## TASK BRIEF
Quote all of the data that follows exactly as written, skipping the images.
--- SOURCE EXCERPT ---
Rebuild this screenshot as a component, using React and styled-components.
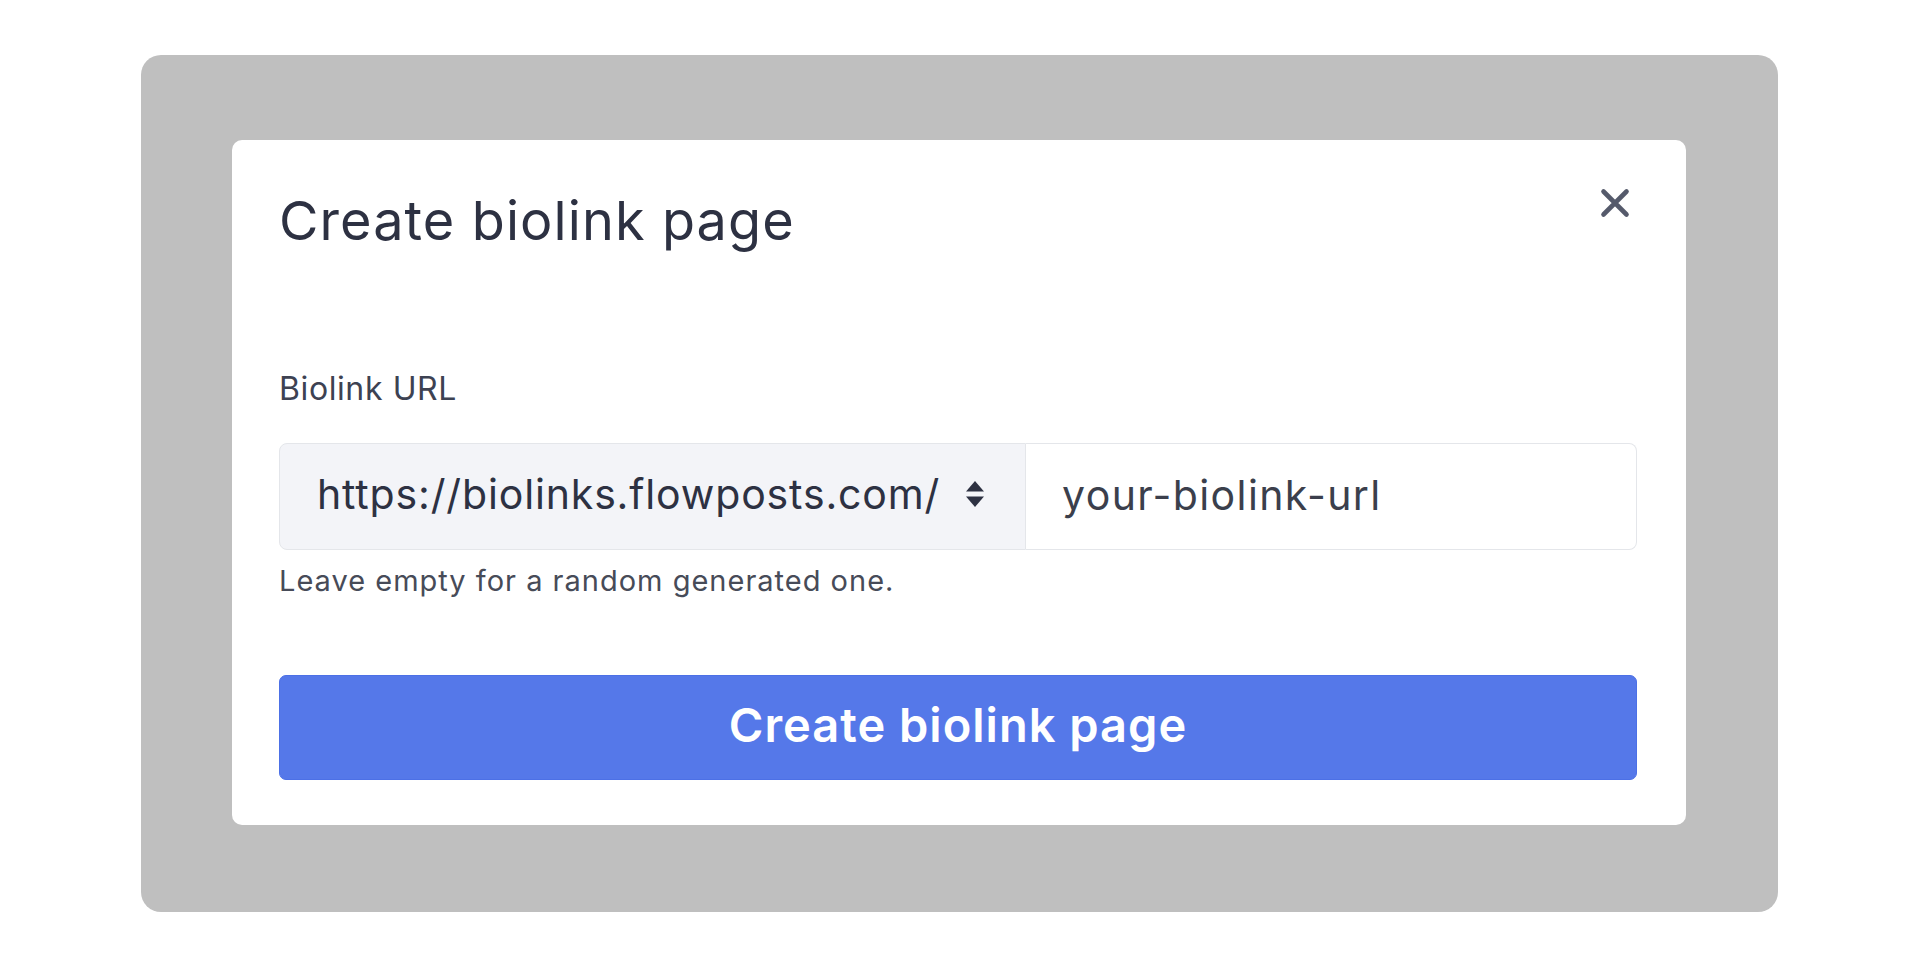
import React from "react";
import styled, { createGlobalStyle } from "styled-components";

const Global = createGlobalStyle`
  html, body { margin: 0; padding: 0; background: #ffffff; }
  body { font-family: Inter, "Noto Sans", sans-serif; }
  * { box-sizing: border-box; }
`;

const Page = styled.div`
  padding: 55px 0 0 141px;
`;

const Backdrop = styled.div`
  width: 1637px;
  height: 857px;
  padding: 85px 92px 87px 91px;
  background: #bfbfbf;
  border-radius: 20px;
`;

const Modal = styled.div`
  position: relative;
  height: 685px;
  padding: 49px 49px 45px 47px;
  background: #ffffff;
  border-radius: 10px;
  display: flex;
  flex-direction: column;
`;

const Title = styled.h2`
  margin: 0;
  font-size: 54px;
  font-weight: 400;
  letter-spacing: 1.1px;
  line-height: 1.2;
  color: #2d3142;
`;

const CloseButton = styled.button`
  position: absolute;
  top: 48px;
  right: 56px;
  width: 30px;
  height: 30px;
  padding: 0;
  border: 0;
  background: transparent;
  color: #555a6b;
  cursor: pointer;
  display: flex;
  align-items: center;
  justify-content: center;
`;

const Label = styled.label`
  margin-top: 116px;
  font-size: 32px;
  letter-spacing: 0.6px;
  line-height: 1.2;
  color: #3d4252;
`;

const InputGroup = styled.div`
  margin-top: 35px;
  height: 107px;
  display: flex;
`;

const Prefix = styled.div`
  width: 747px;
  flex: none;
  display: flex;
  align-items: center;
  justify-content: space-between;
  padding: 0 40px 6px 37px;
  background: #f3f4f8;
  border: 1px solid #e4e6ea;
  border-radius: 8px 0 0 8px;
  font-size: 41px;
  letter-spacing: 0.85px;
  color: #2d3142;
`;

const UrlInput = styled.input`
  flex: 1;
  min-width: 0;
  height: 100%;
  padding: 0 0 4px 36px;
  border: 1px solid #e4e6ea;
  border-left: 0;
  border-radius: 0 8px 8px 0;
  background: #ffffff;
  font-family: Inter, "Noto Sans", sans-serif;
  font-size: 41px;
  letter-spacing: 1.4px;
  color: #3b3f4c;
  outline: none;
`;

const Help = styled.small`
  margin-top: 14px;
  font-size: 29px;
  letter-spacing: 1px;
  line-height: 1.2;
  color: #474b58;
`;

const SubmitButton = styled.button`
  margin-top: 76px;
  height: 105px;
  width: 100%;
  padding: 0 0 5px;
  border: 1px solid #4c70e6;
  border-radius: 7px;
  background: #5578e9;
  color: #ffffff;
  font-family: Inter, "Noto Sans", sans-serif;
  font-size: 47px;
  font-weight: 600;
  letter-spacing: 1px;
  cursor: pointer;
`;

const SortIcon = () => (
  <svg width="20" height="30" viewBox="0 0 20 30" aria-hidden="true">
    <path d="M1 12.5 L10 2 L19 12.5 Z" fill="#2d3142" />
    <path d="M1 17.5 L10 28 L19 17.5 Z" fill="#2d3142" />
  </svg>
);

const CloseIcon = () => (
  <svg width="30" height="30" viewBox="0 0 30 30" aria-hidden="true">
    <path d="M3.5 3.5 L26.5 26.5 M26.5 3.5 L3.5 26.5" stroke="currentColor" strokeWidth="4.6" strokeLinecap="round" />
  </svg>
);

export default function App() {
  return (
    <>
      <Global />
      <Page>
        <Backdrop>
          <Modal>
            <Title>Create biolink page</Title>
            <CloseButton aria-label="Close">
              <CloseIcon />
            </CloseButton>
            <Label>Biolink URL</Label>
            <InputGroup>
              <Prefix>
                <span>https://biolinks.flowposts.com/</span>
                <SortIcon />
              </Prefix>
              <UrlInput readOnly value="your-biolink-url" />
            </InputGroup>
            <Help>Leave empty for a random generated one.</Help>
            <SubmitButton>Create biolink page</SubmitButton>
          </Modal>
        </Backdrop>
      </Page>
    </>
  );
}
---
## TASK RESPONSE
Rebuild this screenshot as a component, using React and styled-components.
import React from "react";
import styled, { createGlobalStyle } from "styled-components";

const Global = createGlobalStyle`
  html, body { margin: 0; padding: 0; background: #ffffff; }
  body { font-family: Inter, "Noto Sans", sans-serif; }
  * { box-sizing: border-box; }
`;

const Page = styled.div`
  padding: 55px 0 0 141px;
`;

const Backdrop = styled.div`
  width: 1637px;
  height: 857px;
  padding: 85px 92px 87px 91px;
  background: #bfbfbf;
  border-radius: 20px;
`;

const Modal = styled.div`
  position: relative;
  height: 685px;
  padding: 49px 49px 45px 47px;
  background: #ffffff;
  border-radius: 10px;
  display: flex;
  flex-direction: column;
`;

const Title = styled.h2`
  margin: 0;
  font-size: 54px;
  font-weight: 400;
  letter-spacing: 1.1px;
  line-height: 1.2;
  color: #2d3142;
`;

const CloseButton = styled.button`
  position: absolute;
  top: 48px;
  right: 56px;
  width: 30px;
  height: 30px;
  padding: 0;
  border: 0;
  background: transparent;
  color: #555a6b;
  cursor: pointer;
  display: flex;
  align-items: center;
  justify-content: center;
`;

const Label = styled.label`
  margin-top: 116px;
  font-size: 32px;
  letter-spacing: 0.6px;
  line-height: 1.2;
  color: #3d4252;
`;

const InputGroup = styled.div`
  margin-top: 35px;
  height: 107px;
  display: flex;
`;

const Prefix = styled.div`
  width: 747px;
  flex: none;
  display: flex;
  align-items: center;
  justify-content: space-between;
  padding: 0 40px 6px 37px;
  background: #f3f4f8;
  border: 1px solid #e4e6ea;
  border-radius: 8px 0 0 8px;
  font-size: 41px;
  letter-spacing: 0.85px;
  color: #2d3142;
`;

const UrlInput = styled.input`
  flex: 1;
  min-width: 0;
  height: 100%;
  padding: 0 0 4px 36px;
  border: 1px solid #e4e6ea;
  border-left: 0;
  border-radius: 0 8px 8px 0;
  background: #ffffff;
  font-family: Inter, "Noto Sans", sans-serif;
  font-size: 41px;
  letter-spacing: 1.4px;
  color: #3b3f4c;
  outline: none;
`;

const Help = styled.small`
  margin-top: 14px;
  font-size: 29px;
  letter-spacing: 1px;
  line-height: 1.2;
  color: #474b58;
`;

const SubmitButton = styled.button`
  margin-top: 76px;
  height: 105px;
  width: 100%;
  padding: 0 0 5px;
  border: 1px solid #4c70e6;
  border-radius: 7px;
  background: #5578e9;
  color: #ffffff;
  font-family: Inter, "Noto Sans", sans-serif;
  font-size: 47px;
  font-weight: 600;
  letter-spacing: 1px;
  cursor: pointer;
`;

const SortIcon = () => (
  <svg width="20" height="30" viewBox="0 0 20 30" aria-hidden="true">
    <path d="M1 12.5 L10 2 L19 12.5 Z" fill="#2d3142" />
    <path d="M1 17.5 L10 28 L19 17.5 Z" fill="#2d3142" />
  </svg>
);

const CloseIcon = () => (
  <svg width="30" height="30" viewBox="0 0 30 30" aria-hidden="true">
    <path d="M3.5 3.5 L26.5 26.5 M26.5 3.5 L3.5 26.5" stroke="currentColor" strokeWidth="4.6" strokeLinecap="round" />
  </svg>
);

export default function App() {
  return (
    <>
      <Global />
      <Page>
        <Backdrop>
          <Modal>
            <Title>Create biolink page</Title>
            <CloseButton aria-label="Close">
              <CloseIcon />
            </CloseButton>
            <Label>Biolink URL</Label>
            <InputGroup>
              <Prefix>
                <span>https://biolinks.flowposts.com/</span>
                <SortIcon />
              </Prefix>
              <UrlInput readOnly value="your-biolink-url" />
            </InputGroup>
            <Help>Leave empty for a random generated one.</Help>
            <SubmitButton>Create biolink page</SubmitButton>
          </Modal>
        </Backdrop>
      </Page>
    </>
  );
}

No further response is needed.